Lost
Sometime last year we found ourselves in an emotional state that could only be relieved by continuous distraction. We saw as many movies as we could and drowned ourselves in serial television. We rented all the back episodes of LOST and watched them back to back. We could relate to the abstract dilemmas posted by the series: disorientation, confusion, no sense of time or place, and thousands of questions with no answers.
Never any answers.
A few days ago Dad was almost home from walking the dog when he heard an eerie wail penetrate past his earbuds: A woman from the next street was calling for her ten-year old daughter. Have you seen a little girl? she asked. She was playing in the front yard and disappeared. She had been missing for an hour.
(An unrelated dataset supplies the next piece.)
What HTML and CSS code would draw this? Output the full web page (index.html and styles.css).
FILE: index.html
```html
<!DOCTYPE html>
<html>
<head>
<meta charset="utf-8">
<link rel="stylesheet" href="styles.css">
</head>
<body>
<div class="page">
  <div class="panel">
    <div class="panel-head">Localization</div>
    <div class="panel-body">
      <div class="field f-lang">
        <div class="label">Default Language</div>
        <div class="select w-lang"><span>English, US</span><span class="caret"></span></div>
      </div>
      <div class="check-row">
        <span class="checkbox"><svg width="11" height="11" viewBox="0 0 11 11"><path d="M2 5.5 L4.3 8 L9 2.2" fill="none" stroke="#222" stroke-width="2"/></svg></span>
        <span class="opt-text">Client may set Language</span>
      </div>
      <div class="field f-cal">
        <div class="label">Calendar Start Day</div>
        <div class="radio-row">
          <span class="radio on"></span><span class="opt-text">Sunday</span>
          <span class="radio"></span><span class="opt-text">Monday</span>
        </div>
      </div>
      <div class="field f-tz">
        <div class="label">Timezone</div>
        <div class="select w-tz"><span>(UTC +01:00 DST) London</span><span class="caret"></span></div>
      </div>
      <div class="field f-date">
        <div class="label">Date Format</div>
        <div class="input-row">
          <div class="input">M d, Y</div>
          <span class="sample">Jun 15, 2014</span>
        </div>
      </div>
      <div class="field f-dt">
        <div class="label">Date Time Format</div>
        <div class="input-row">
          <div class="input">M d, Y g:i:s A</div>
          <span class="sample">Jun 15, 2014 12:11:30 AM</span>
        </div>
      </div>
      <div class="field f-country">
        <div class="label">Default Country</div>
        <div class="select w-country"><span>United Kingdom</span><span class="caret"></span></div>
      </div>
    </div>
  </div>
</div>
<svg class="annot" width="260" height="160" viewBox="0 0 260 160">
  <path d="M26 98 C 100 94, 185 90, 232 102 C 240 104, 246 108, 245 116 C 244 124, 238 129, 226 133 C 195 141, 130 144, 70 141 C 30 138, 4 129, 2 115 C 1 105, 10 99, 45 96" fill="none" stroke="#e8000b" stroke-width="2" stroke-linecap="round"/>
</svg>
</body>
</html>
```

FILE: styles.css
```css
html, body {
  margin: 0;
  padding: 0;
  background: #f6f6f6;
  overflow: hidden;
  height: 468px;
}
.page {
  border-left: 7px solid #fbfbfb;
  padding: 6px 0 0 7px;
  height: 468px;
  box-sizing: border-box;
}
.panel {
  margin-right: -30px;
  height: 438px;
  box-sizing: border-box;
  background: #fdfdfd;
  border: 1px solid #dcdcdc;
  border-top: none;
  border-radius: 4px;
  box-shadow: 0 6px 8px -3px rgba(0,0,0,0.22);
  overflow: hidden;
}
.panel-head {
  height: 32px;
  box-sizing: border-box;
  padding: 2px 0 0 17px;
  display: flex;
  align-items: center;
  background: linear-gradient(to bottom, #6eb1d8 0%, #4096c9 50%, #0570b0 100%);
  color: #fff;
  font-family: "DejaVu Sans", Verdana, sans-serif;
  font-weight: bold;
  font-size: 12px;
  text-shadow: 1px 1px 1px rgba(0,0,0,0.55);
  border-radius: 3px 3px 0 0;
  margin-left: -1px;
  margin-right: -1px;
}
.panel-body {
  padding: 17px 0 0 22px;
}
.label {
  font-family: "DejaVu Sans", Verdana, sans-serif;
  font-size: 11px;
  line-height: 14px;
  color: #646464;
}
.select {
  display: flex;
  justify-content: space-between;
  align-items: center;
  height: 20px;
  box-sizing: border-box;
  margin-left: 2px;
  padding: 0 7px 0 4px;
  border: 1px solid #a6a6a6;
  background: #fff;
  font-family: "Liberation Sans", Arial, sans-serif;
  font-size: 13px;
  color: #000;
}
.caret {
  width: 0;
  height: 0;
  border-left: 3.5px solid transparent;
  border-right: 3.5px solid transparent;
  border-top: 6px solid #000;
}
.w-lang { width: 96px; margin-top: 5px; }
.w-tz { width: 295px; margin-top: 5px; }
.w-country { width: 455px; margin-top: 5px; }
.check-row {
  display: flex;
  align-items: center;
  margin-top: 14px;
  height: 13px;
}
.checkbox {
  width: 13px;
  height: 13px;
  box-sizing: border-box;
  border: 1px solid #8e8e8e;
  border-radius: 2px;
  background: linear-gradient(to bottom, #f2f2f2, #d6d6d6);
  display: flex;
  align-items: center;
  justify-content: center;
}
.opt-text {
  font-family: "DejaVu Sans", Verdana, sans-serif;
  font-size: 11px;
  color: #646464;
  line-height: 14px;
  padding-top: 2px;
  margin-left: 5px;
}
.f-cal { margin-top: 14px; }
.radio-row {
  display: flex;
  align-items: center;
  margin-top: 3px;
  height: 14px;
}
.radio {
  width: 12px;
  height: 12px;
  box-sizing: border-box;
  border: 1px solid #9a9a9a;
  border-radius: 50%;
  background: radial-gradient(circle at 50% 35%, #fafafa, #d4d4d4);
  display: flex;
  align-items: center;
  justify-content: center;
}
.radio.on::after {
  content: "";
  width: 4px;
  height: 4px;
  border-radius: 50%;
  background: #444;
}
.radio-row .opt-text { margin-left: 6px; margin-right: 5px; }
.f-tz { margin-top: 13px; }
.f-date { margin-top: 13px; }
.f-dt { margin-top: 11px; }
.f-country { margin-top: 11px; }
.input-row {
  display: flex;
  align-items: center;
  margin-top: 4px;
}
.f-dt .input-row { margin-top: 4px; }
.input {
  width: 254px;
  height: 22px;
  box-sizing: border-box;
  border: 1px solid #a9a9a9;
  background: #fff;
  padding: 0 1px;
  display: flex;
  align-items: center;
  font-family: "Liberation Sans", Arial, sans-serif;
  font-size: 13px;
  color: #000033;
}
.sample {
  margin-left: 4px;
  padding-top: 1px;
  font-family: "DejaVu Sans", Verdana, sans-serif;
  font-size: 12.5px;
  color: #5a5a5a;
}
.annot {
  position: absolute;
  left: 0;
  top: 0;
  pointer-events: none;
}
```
Dad took the dog home and he and Mama went back out to the terrified Mother. The terror on her face was heartbreaking but hauntingly familiar.
"She was playing in the front yard with a new puppy. I think she's been taken."
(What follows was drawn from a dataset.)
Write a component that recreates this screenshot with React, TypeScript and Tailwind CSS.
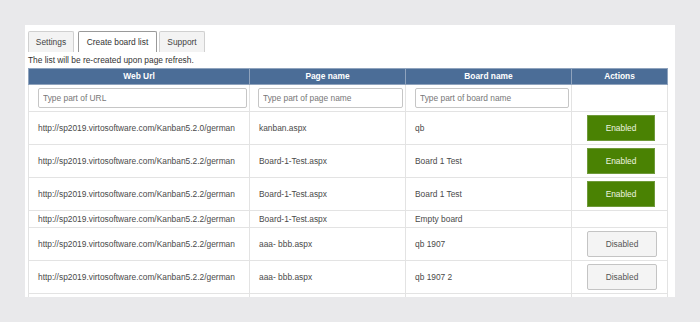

"Don't worry," said Mama with complete certainty, "we'll find her."
As we walked the neighborhood streets we could hear other searchers calling the little girl's name. After only a few minutes of searching, a truck drove past us and the driver said: "We found her!"
She had chased the puppy about a mile away from home. It was magical to see and hear the relief and joy pour from the Mother.
But that magic was slowly washed away by the tears that followed as we walked home hand in hand. If only we could find our own lost little boy.
We've lost Henry. And we are lost without him.